On August 25, 2017, Hurricane Harvey slammed Rockport, Texas with its full force and fury. Residents who remained behind experienced having their houses lifted off the foundation only to be slammed to the ground yards away. Two years later, Rockport residents continue work to rebuild and recover from the destruction left behind.
Recently, public health undergraduate students volunteering with EpiAssist, a service learning program housed in the Texas A&M School of Public Health, provided help to the Texas Department of State Health Services Region 11 personnel to assess the current state of need in the area.

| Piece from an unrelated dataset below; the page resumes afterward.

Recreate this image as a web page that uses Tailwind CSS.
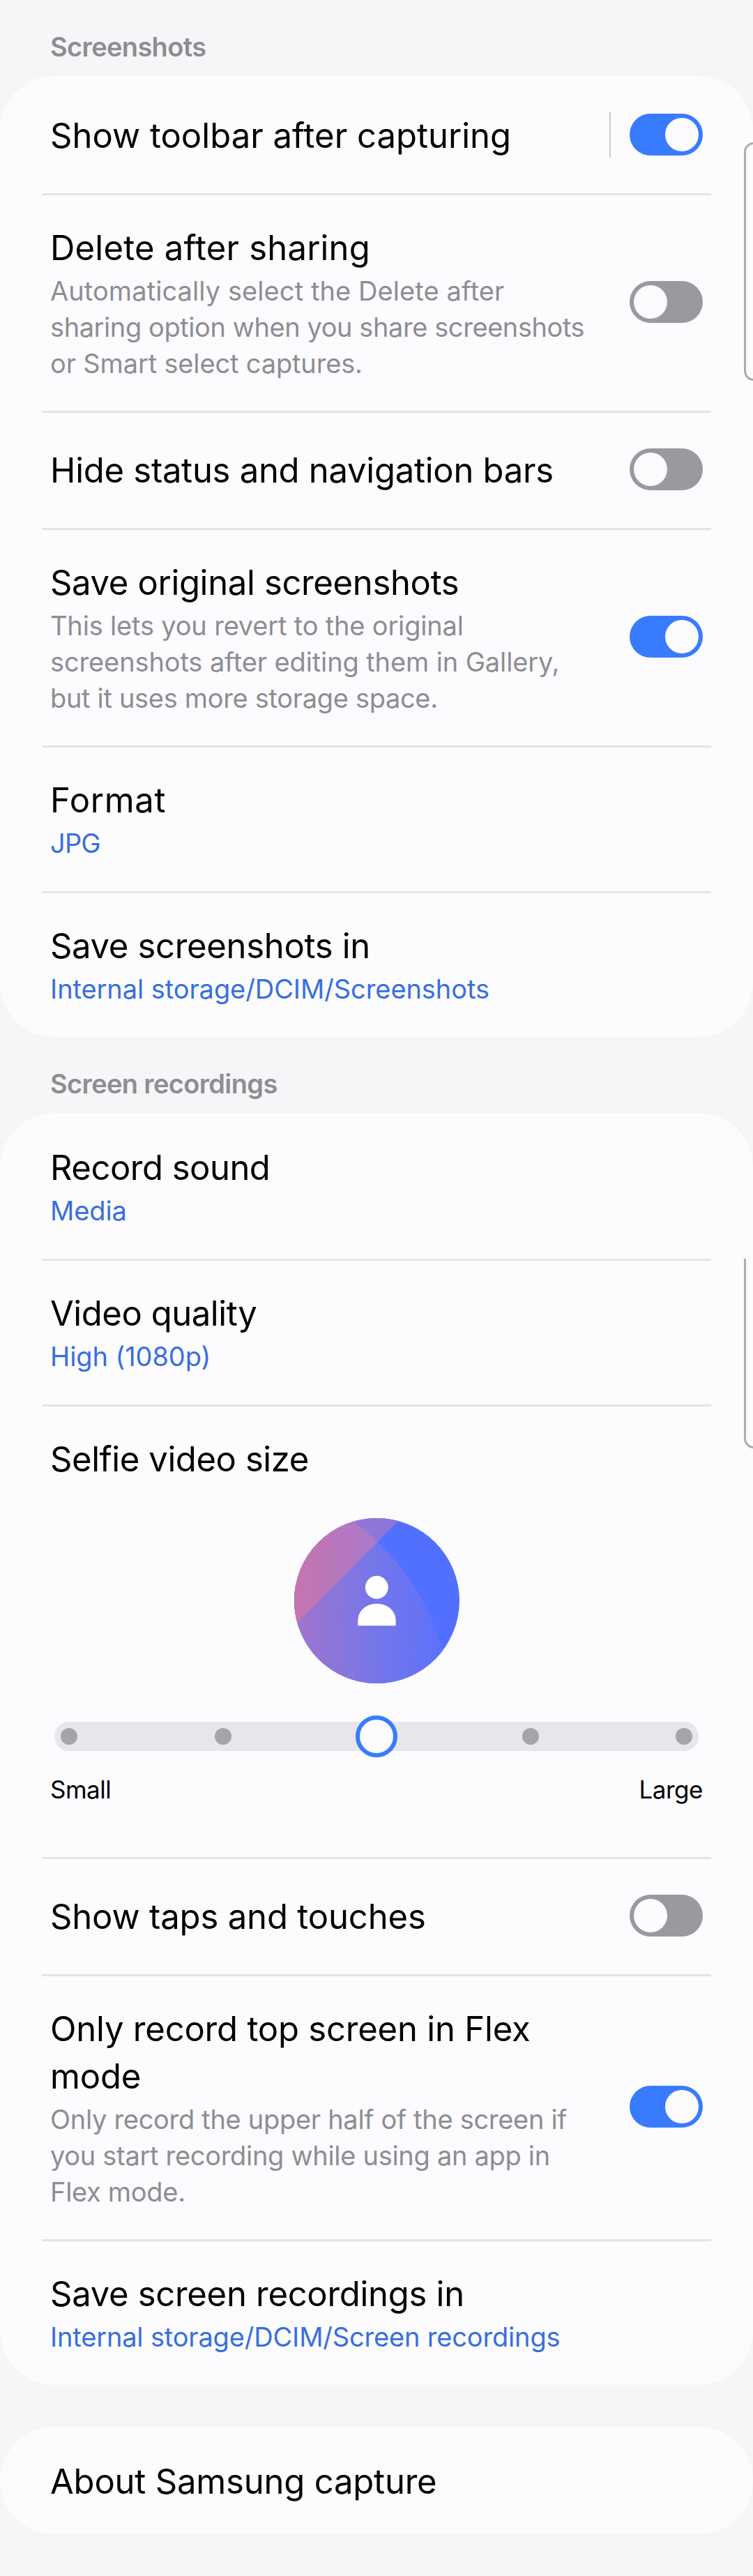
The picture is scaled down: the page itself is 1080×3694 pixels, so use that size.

Students Sunjay Gupta, Raïssa Lubanda and Claire Rowan traveled with faculty advisor and EpiAssist’s new program lead Dr. Angela Clendenin, of the School of Public Health, drove to Rockport to work alongside public health professionals as they conducted the first Community Assessment for Public Health Emergency Response (CASPER) in the community since Hurricane Harvey. The Texas A&M team members were each paired with a public health team member and were assigned sections of Aransas County in which to conduct door-to-door, face-to-face surveys assessing the resource needs and documenting the resident’s post-Harvey disaster experience.
The CASPER process involved receiving just-in-time training at the check-in site, as well as safety training. The Texas A&M team worked with their partners to go over the survey and practice interviewing. The teams were then dispatched to the designated clusters to begin surveying.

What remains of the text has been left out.